We study temporal dynamics of the infection spread in four dimensions—the total number of infected people till date, number of active cases, number of new infections, and epidemiological parameters such as the time-varying reproduction number (\(R_{t}\)) or growth rate (\(\lambda _{t}\)). The active cases include individuals that have been infected till date but not yet recovered. The time-varying reproduction number34, \(R_{t}\) for day t is the expected number of average individuals infected by a single agent who gets infected on day t. The growth rate, \(\lambda _{t}\), is the ratio of the total number of agents newly infected on the day t to the same number on the day \(t-1\).

Ethics of data and methodology

In this study, we used secondary datasets collected in the past (between 2012 and 2018) by other researchers, who have published detailed information about the corpora and the collection processes25,26,27. The project has gone through the ethics review process at the School of Informatics, University of Edinburgh, and has received a waiver for use of these secondary corpora.
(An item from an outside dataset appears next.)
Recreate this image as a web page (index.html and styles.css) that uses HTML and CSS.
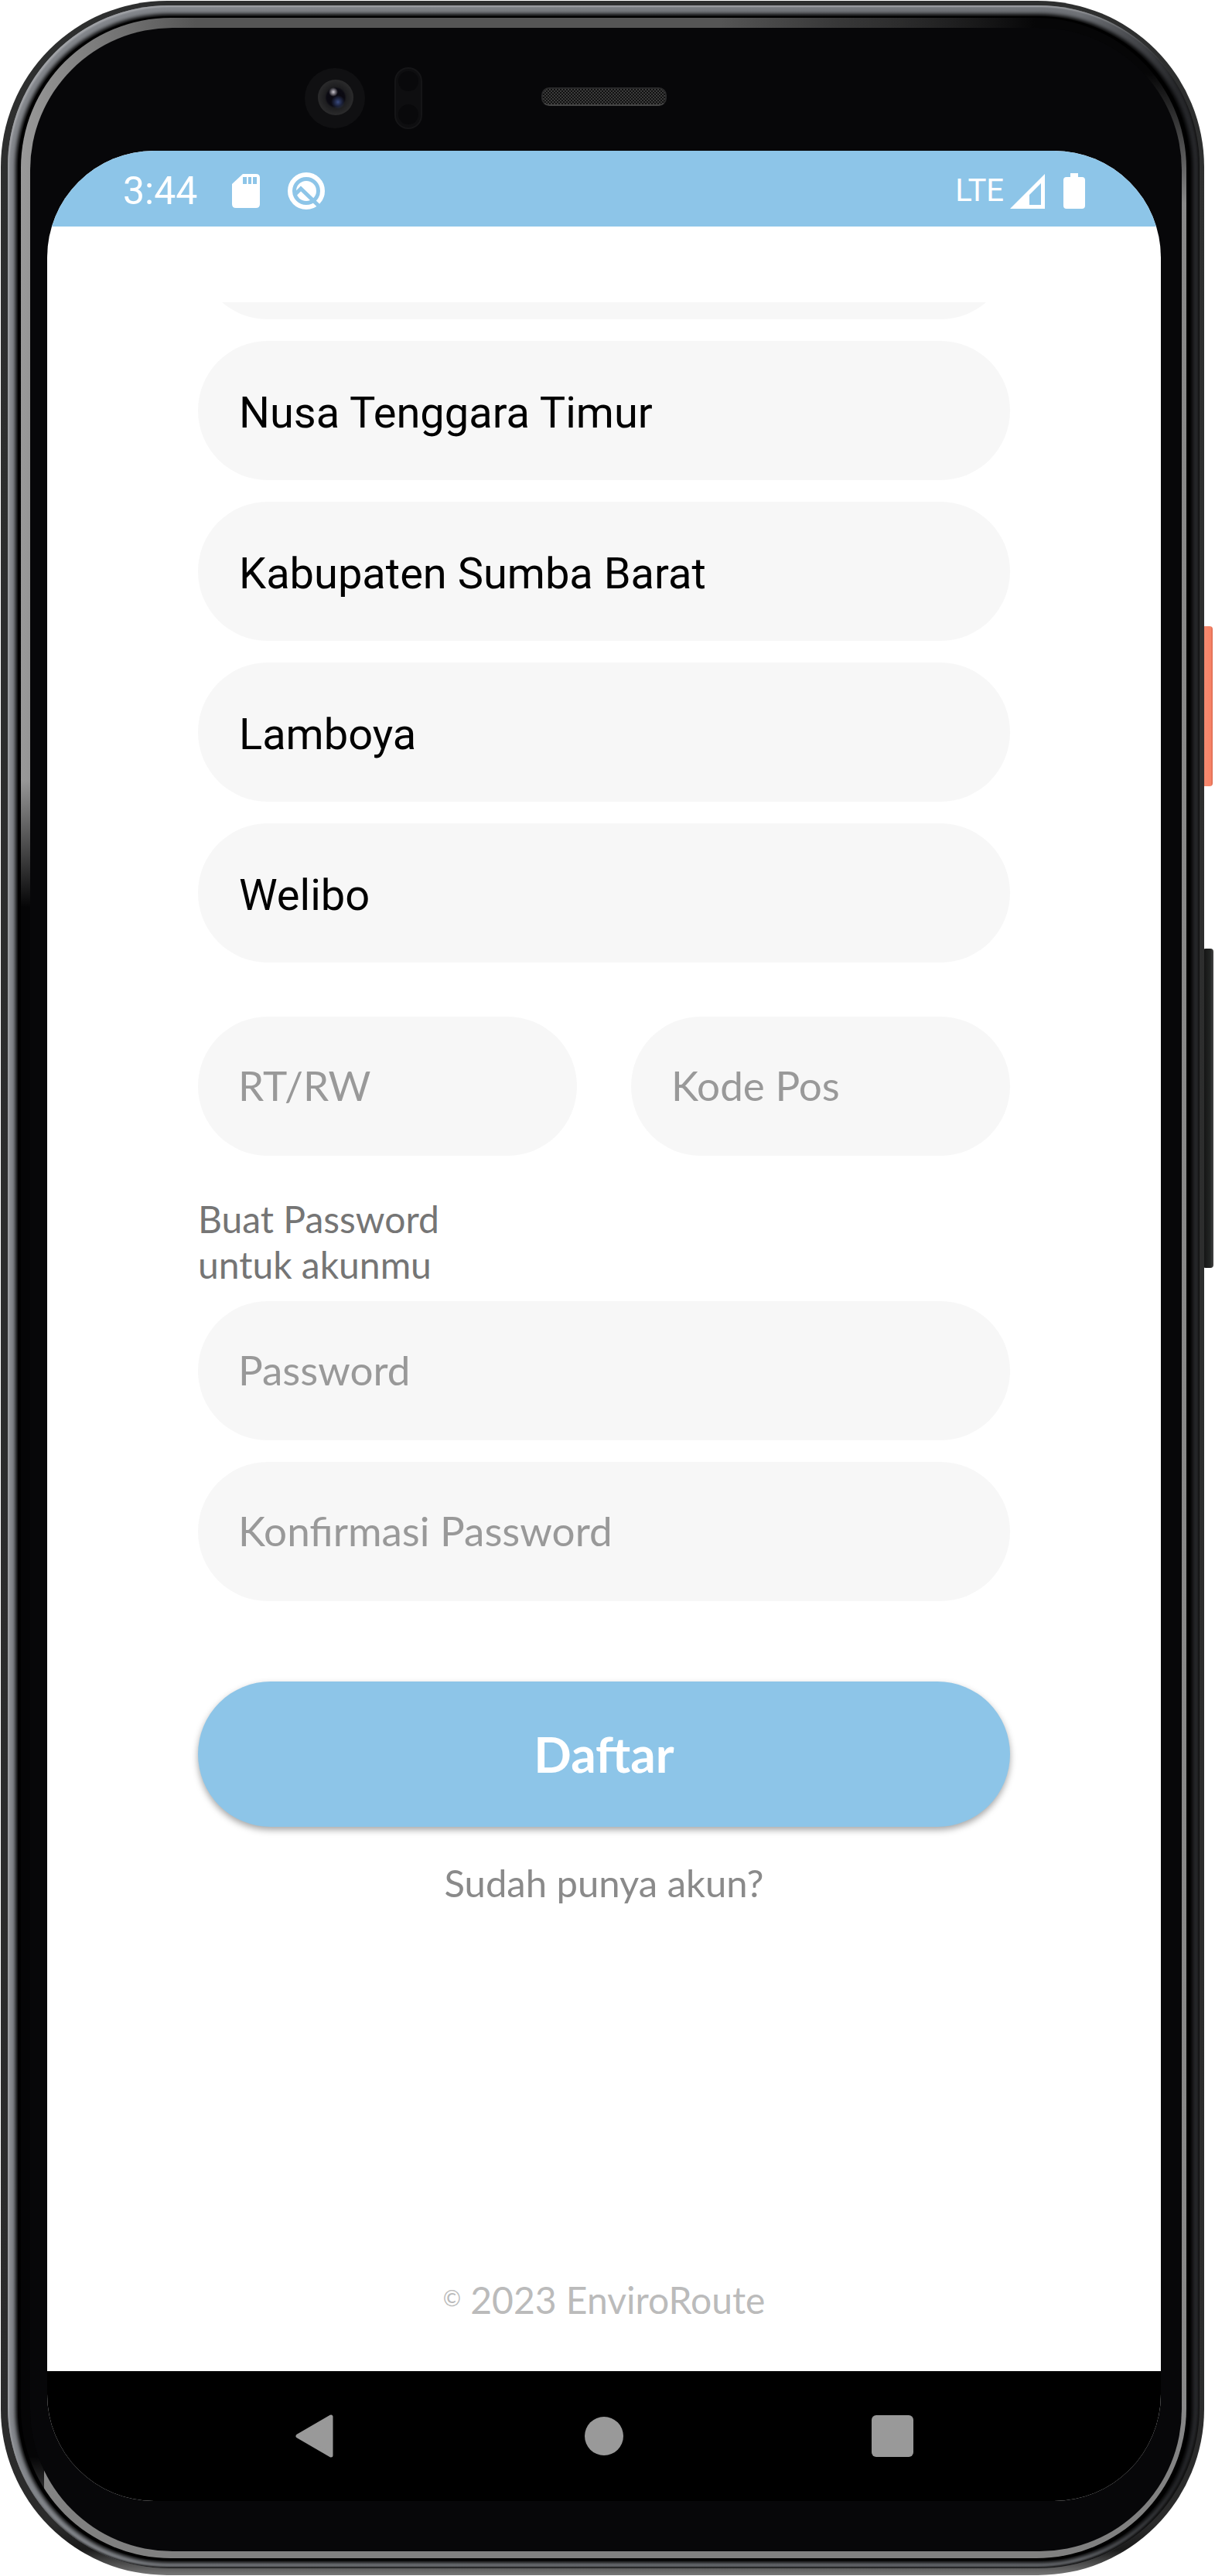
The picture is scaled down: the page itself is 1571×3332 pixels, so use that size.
FILE: index.html
```html
<!DOCTYPE html>
<html lang="id">
<head>
<meta charset="utf-8">
<title>EnviroRoute – Daftar</title>
<link rel="stylesheet" href="styles.css">
</head>
<body>
<div class="stage">
  <span class="side-key power"></span>
  <span class="side-key volume"></span>
  <div class="shell">
    <div class="rim">
      <div class="seam">
        <div class="bevel">
          <div class="bezel">
            <div class="sensors" aria-hidden="true">
              <svg class="camera" width="80" height="80" viewBox="0 0 80 80">
                <defs>
                  <radialGradient id="lens" cx="50%" cy="50%" r="50%">
                    <stop offset="0" stop-color="#0a0810"/>
                    <stop offset=".5" stop-color="#0b0a12"/>
                    <stop offset=".6" stop-color="#1d1d1f"/>
                    <stop offset="1" stop-color="#2b2b2c"/>
                  </radialGradient>
                  <radialGradient id="glint">
                    <stop offset="0" stop-color="#c9c5cd"/>
                    <stop offset="1" stop-color="#c9c5cd" stop-opacity="0"/>
                  </radialGradient>
                  <radialGradient id="flare">
                    <stop offset="0" stop-color="#3b4c80"/>
                    <stop offset="1" stop-color="#2f3f6e" stop-opacity="0"/>
                  </radialGradient>
                </defs>
                <circle cx="40" cy="40" r="39" fill="#101012"/>
                <circle cx="41" cy="39" r="23" fill="url(#lens)"/>
                <circle cx="44" cy="45" r="9" fill="url(#flare)"/>
                <circle cx="38" cy="32" r="6" fill="url(#glint)"/>
              </svg>
              <svg class="proximity" width="36" height="80" viewBox="0 0 36 80">
                <rect x="1" y="1" width="34" height="78" rx="17" fill="#0e0e10" stroke="#151517" stroke-width="2"/>
                <circle cx="18" cy="18" r="13" fill="#09090b"/>
                <circle cx="18" cy="61" r="13" fill="#09090b"/>
              </svg>
              <span class="speaker"></span>
            </div>
            <div class="screen">
              <header class="status">
                <div class="status-left">
                  <time>3:44</time>
                  <svg width="36" height="46" viewBox="0 0 36 46" fill="#fff"><path fill-rule="evenodd" d="M14 1H31Q36 1 36 6V40Q36 45 31 45H5Q0 45 0 40V14ZM14 5V14H19V5ZM21 5V14H25V5ZM27 5V14H32V5Z"/></svg>
                  <svg width="50" height="50" viewBox="0 0 50 50"><circle cx="25" cy="25" r="21" fill="none" stroke="#fff" stroke-width="6"/><circle cx="25" cy="25" r="13" fill="#fff"/><path d="M10 30 18 22 44 47" fill="none" stroke="#8dc5e8" stroke-width="5"/></svg>
                </div>
                <div class="status-right">
                  <span>LTE</span>
                  <svg width="45" height="45" viewBox="0 0 45 45" fill="#fff"><path fill-rule="evenodd" d="M45 0V45H0ZM40 12 25 27V40H40Z"/></svg>
                  <svg class="battery" width="28" height="46" viewBox="0 0 28 46" fill="#fff"><path d="M9 0H19V5H24Q28 5 28 9V42Q28 46 24 46H4Q0 46 0 42V9Q0 5 4 5H9Z"/></svg>
                </div>
              </header>
              <main class="page">
                <form class="form">
                  <input class="field clipped" aria-label="Alamat">
                  <select class="field" aria-label="Provinsi"><option>Nusa Tenggara Timur</option></select>
                  <select class="field" aria-label="Kabupaten"><option>Kabupaten Sumba Barat</option></select>
                  <select class="field" aria-label="Kecamatan"><option>Lamboya</option></select>
                  <select class="field" aria-label="Kelurahan"><option>Welibo</option></select>
                  <div class="pair">
                    <input class="field" placeholder="RT/RW" aria-label="RT/RW">
                    <input class="field" placeholder="Kode Pos" aria-label="Kode Pos">
                  </div>
                  <label class="hint" for="password">Buat Password<br>untuk akunmu</label>
                  <input class="field" id="password" type="password" placeholder="Password">
                  <input class="field" type="password" placeholder="Konfirmasi Password" aria-label="Konfirmasi Password">
                  <button class="submit" type="submit">Daftar</button>
                  <a class="login" href="#">Sudah punya akun?</a>
                </form>
                <footer class="copyright"><small>©</small> 2023 EnviroRoute</footer>
              </main>
              <nav class="navbar">
                <button aria-label="Kembali"><svg width="54" height="58" viewBox="0 0 54 58"><path d="M47 4V54L4 29Z" fill="#999" stroke="#999" stroke-width="5" stroke-linejoin="round"/></svg></button>
                <button aria-label="Beranda"><svg width="54" height="54" viewBox="0 0 54 54"><circle cx="27" cy="27" r="25" fill="#999"/></svg></button>
                <button aria-label="Ikhtisar"><svg width="54" height="54" viewBox="0 0 54 54"><rect width="54" height="54" rx="6" fill="#999"/></svg></button>
              </nav>
            </div>
          </div>
        </div>
      </div>
    </div>
  </div>
</div>
</body>
</html>
```

FILE: styles.css
```css
* { box-sizing: border-box; }

body {
  margin: 0;
  background: #fff;
  font-family: Lato, "Open Sans", sans-serif;
}

/* Device body */
.stage {
  position: relative;
  padding: 1px 14px 1px 1px;
}

.shell {
  position: relative;
  padding: 6px 6px 9px 9px;
  border-radius: 215px;
  background: linear-gradient(#2e2f2f, #2b2b2b 98%, #1a1a1a 99%, #777);
}

.rim {
  padding: 14px 12px 10px 13px;
  border-radius: 208px;
  background: linear-gradient(to right, #85888d, #6f7277 90%, #28292c 98%);
  box-shadow: inset -2px -2px 3px #111, inset 2px 2px 2px #a3a5a9;
}

.seam {
  padding: 2px 5px 3px 4px;
  border-radius: 196px;
  background: #000;
  box-shadow: 0 0 5px 3px #000;
}

/* Glass edge: lit at upper left, right side and bottom, dark elsewhere */
.bevel {
  padding: 13px 6px 9px 12px;
  border-radius: 194px;
  background:
    linear-gradient(to bottom, transparent 30%, #050506 35% 96%, transparent) left / 30px 100% no-repeat,
    linear-gradient(to bottom, #060607 30%, transparent) right top / 190px 240px no-repeat,
    linear-gradient(to right, transparent 60%, #060607 87%) left top / 100% 14px no-repeat,
    linear-gradient(to bottom, transparent, #808080 80%) left bottom / 100% 200px no-repeat,
    linear-gradient(to right, #999, #555 15% 70%, #888);
}

.bezel {
  padding: 159px 27px 65px 22px;
  border-radius: 184px;
  background: #070709;
}

.side-key {
  position: absolute;
  right: 2px;
  width: 14px;
  border-radius: 4px;
}

.power { top: 810px; height: 207px; right: 3px; background: linear-gradient(to right, #d0604a, #f58a70 30%, #f98468 80%, #d96a50); }
.volume { top: 1227px; height: 413px; background: linear-gradient(to right, #111, #232524 70%, #444); }

.sensors {
  position: absolute;
  top: 86px;
  left: 4px;
  right: 0;
  height: 80px;
  display: flex;
  justify-content: center;
}

.camera { position: absolute; left: 388px; top: 0; }
.proximity { position: absolute; left: 505px; top: 0; }

.speaker {
  width: 162px;
  height: 24px;
  margin-top: 26px;
  border: 2px solid #29292a;
  border-bottom-color: #444;
  border-radius: 10px;
  background: repeating-conic-gradient(#111 0 25%, #3c3c3c 0 50%) 0 0 / 4px 4px;
}

/* Screen */
.screen {
  overflow: hidden;
  border-radius: 138px;
  background: #fff;
}

.status {
  display: flex;
  justify-content: space-between;
  align-items: center;
  height: 98px;
  padding: 6px 98px 0 98px;
  background: #8dc5e8;
  color: #fff;
  font: 50px/58px Roboto, sans-serif;
}

.status svg { display: block; }
.status-left { display: flex; align-items: center; gap: 45px; }
.status-left svg + svg { margin-left: -10px; }
.status-right { display: flex; align-items: center; gap: 8px; font-size: 40px; }
.battery { margin-left: 16px; }

.page {
  display: flex;
  flex-direction: column;
  padding: 98px 195px 62px;
}

.form {
  display: flex;
  flex-direction: column;
  gap: 28px;
  overflow: hidden;
  margin: 0 -20px;
  padding: 0 20px 12px;
}

.field {
  display: block;
  width: 100%;
  height: 180px;
  padding: 0 52px 4px;
  border: 0;
  border-radius: 90px;
  outline: 0;
  background: #f7f7f7;
  color: #000;
  appearance: none;
  font: 53px/64px Lato, "Open Sans", sans-serif;
}

select.field { padding: 5px 53px 0; font-family: Roboto, sans-serif; font-size: 56px; }
.field::placeholder { color: #999; opacity: 1; }
.clipped { margin-top: -158px; flex: none; }

.pair {
  display: grid;
  grid-template-columns: 1fr 1fr;
  gap: 70px;
  margin-top: 42px;
}

.hint {
  margin: 24px 0 -10px;
  color: #757575;
  font-size: 48px;
  line-height: 59px;
}

.submit {
  height: 188px;
  margin-top: 76px;
  border: 0;
  border-radius: 94px;
  background: #8dc5e8;
  box-shadow: 0 4px 8px rgba(0, 0, 0, .35);
  color: #fff;
  font: bold 64px/72px Lato, "Open Sans", sans-serif;
}

.login {
  align-self: center;
  margin-top: 14px;
  color: #8a8a8a;
  font-size: 49px;
  line-height: 60px;
  text-decoration: none;
}

.copyright {
  margin-top: 468px;
  color: #bbb;
  font-size: 48px;
  line-height: 60px;
  text-align: center;
}

.copyright small { font-size: 28px; vertical-align: 10px; line-height: 1; }

.navbar {
  display: grid;
  grid-template-columns: repeat(3, 1fr);
  align-items: center;
  height: 168px;
  padding: 0 160px;
  background: #000;
}

.navbar button { display: flex; justify-content: center; padding: 0; border: 0; background: none; }
```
More specifically, the datasets were completely anonymous with personal identifying information removed. They are either public or collected with consent as follows:

  • The Foursquare data were derived from open public posts on Twitter between 2012 and 2014 by researchers at University of Freibiurg and made available online (https://sites.google.com/site/yangdingqi/home/foursquare-dataset). Details of the data has been published previously25,26.

  • The University and Bike datasets were collected from adult participants with informed consent. The University dataset was collected between September 2015 to November 2015 by the research group at (NetMan) AIOps labs at Tsinghua University, for research purposes. The data collection process was published in 201627. We received the dataset through personal communication with the authors. The Bike dataset was collected between June 2018 and September 2018 by a private company, Zhejiang Tendency Technology Co., Ltd in the city of ZhengZhou, P.R. China.